§ **Aim**
Your task is to print all of the data word for word.

Pages as source code
--- --- ---
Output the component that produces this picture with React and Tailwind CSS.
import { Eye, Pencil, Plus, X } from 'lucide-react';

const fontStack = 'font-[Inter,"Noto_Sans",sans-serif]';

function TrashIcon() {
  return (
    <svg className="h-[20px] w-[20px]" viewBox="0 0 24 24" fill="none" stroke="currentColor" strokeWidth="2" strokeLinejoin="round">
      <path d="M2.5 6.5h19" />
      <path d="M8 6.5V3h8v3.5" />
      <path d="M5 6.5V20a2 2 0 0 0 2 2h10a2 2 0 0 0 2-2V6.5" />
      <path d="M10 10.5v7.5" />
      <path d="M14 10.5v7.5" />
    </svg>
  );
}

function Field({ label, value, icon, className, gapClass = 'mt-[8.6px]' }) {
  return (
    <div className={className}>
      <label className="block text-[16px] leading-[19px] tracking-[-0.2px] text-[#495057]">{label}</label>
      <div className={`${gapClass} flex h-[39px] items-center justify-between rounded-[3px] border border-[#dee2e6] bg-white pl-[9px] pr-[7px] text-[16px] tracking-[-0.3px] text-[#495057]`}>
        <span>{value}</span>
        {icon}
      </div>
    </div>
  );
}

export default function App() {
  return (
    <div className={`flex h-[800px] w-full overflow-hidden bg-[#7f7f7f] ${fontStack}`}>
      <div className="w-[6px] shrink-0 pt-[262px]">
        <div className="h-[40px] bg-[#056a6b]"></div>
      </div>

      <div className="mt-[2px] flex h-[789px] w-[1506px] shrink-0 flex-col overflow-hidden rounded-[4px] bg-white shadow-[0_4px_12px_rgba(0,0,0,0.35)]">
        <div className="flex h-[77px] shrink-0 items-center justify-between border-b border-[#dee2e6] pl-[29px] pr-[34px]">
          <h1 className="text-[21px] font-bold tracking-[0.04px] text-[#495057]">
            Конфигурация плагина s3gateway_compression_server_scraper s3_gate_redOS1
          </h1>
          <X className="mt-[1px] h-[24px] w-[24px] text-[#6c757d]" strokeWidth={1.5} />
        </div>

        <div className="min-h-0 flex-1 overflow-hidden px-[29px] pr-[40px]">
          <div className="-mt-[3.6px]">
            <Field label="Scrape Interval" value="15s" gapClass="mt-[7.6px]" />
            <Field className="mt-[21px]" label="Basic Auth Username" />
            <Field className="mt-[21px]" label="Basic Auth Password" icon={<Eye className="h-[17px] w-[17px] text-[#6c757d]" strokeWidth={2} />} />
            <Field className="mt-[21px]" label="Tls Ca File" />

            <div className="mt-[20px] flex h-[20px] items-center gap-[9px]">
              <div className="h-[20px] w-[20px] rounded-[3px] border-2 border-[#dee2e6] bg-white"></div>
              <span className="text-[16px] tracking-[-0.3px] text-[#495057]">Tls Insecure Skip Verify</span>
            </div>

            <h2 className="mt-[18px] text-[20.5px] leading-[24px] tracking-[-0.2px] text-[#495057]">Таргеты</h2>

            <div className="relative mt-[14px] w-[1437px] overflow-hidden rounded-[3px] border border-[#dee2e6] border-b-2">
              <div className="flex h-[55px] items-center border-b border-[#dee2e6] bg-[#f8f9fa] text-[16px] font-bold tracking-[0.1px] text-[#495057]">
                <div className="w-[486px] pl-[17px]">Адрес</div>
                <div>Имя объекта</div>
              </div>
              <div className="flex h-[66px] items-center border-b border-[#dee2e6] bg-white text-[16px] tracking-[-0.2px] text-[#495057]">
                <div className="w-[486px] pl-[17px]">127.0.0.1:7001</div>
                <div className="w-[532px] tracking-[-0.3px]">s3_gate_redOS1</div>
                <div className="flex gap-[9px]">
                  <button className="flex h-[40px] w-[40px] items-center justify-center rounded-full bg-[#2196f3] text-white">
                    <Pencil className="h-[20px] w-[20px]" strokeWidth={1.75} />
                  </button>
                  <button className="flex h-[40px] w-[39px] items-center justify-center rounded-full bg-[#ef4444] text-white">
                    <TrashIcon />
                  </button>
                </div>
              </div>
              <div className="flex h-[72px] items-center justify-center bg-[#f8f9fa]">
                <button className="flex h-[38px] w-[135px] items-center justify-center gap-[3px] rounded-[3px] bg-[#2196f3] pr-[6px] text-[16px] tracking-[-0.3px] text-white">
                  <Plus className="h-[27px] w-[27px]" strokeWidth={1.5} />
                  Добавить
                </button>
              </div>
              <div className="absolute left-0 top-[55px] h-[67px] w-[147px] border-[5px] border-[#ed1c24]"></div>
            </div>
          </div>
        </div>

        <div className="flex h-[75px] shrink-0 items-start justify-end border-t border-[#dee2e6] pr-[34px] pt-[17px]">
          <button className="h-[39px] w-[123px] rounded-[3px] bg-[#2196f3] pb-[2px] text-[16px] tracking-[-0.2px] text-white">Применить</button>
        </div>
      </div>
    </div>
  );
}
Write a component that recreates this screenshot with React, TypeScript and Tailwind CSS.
--- --- ---
§ **Written solution**
Output the component that produces this picture with React and Tailwind CSS.
import { Eye, Pencil, Plus, X } from 'lucide-react';

const fontStack = 'font-[Inter,"Noto_Sans",sans-serif]';

function TrashIcon() {
  return (
    <svg className="h-[20px] w-[20px]" viewBox="0 0 24 24" fill="none" stroke="currentColor" strokeWidth="2" strokeLinejoin="round">
      <path d="M2.5 6.5h19" />
      <path d="M8 6.5V3h8v3.5" />
      <path d="M5 6.5V20a2 2 0 0 0 2 2h10a2 2 0 0 0 2-2V6.5" />
      <path d="M10 10.5v7.5" />
      <path d="M14 10.5v7.5" />
    </svg>
  );
}

function Field({ label, value, icon, className, gapClass = 'mt-[8.6px]' }) {
  return (
    <div className={className}>
      <label className="block text-[16px] leading-[19px] tracking-[-0.2px] text-[#495057]">{label}</label>
      <div className={`${gapClass} flex h-[39px] items-center justify-between rounded-[3px] border border-[#dee2e6] bg-white pl-[9px] pr-[7px] text-[16px] tracking-[-0.3px] text-[#495057]`}>
        <span>{value}</span>
        {icon}
      </div>
    </div>
  );
}

export default function App() {
  return (
    <div className={`flex h-[800px] w-full overflow-hidden bg-[#7f7f7f] ${fontStack}`}>
      <div className="w-[6px] shrink-0 pt-[262px]">
        <div className="h-[40px] bg-[#056a6b]"></div>
      </div>

      <div className="mt-[2px] flex h-[789px] w-[1506px] shrink-0 flex-col overflow-hidden rounded-[4px] bg-white shadow-[0_4px_12px_rgba(0,0,0,0.35)]">
        <div className="flex h-[77px] shrink-0 items-center justify-between border-b border-[#dee2e6] pl-[29px] pr-[34px]">
          <h1 className="text-[21px] font-bold tracking-[0.04px] text-[#495057]">
            Конфигурация плагина s3gateway_compression_server_scraper s3_gate_redOS1
          </h1>
          <X className="mt-[1px] h-[24px] w-[24px] text-[#6c757d]" strokeWidth={1.5} />
        </div>

        <div className="min-h-0 flex-1 overflow-hidden px-[29px] pr-[40px]">
          <div className="-mt-[3.6px]">
            <Field label="Scrape Interval" value="15s" gapClass="mt-[7.6px]" />
            <Field className="mt-[21px]" label="Basic Auth Username" />
            <Field className="mt-[21px]" label="Basic Auth Password" icon={<Eye className="h-[17px] w-[17px] text-[#6c757d]" strokeWidth={2} />} />
            <Field className="mt-[21px]" label="Tls Ca File" />

            <div className="mt-[20px] flex h-[20px] items-center gap-[9px]">
              <div className="h-[20px] w-[20px] rounded-[3px] border-2 border-[#dee2e6] bg-white"></div>
              <span className="text-[16px] tracking-[-0.3px] text-[#495057]">Tls Insecure Skip Verify</span>
            </div>

            <h2 className="mt-[18px] text-[20.5px] leading-[24px] tracking-[-0.2px] text-[#495057]">Таргеты</h2>

            <div className="relative mt-[14px] w-[1437px] overflow-hidden rounded-[3px] border border-[#dee2e6] border-b-2">
              <div className="flex h-[55px] items-center border-b border-[#dee2e6] bg-[#f8f9fa] text-[16px] font-bold tracking-[0.1px] text-[#495057]">
                <div className="w-[486px] pl-[17px]">Адрес</div>
                <div>Имя объекта</div>
              </div>
              <div className="flex h-[66px] items-center border-b border-[#dee2e6] bg-white text-[16px] tracking-[-0.2px] text-[#495057]">
                <div className="w-[486px] pl-[17px]">127.0.0.1:7001</div>
                <div className="w-[532px] tracking-[-0.3px]">s3_gate_redOS1</div>
                <div className="flex gap-[9px]">
                  <button className="flex h-[40px] w-[40px] items-center justify-center rounded-full bg-[#2196f3] text-white">
                    <Pencil className="h-[20px] w-[20px]" strokeWidth={1.75} />
                  </button>
                  <button className="flex h-[40px] w-[39px] items-center justify-center rounded-full bg-[#ef4444] text-white">
                    <TrashIcon />
                  </button>
                </div>
              </div>
              <div className="flex h-[72px] items-center justify-center bg-[#f8f9fa]">
                <button className="flex h-[38px] w-[135px] items-center justify-center gap-[3px] rounded-[3px] bg-[#2196f3] pr-[6px] text-[16px] tracking-[-0.3px] text-white">
                  <Plus className="h-[27px] w-[27px]" strokeWidth={1.5} />
                  Добавить
                </button>
              </div>
              <div className="absolute left-0 top-[55px] h-[67px] w-[147px] border-[5px] border-[#ed1c24]"></div>
            </div>
          </div>
        </div>

        <div className="flex h-[75px] shrink-0 items-start justify-end border-t border-[#dee2e6] pr-[34px] pt-[17px]">
          <button className="h-[39px] w-[123px] rounded-[3px] bg-[#2196f3] pb-[2px] text-[16px] tracking-[-0.2px] text-white">Применить</button>
        </div>
      </div>
    </div>
  );
}
Write a component that recreates this screenshot with React, TypeScript and Tailwind CSS.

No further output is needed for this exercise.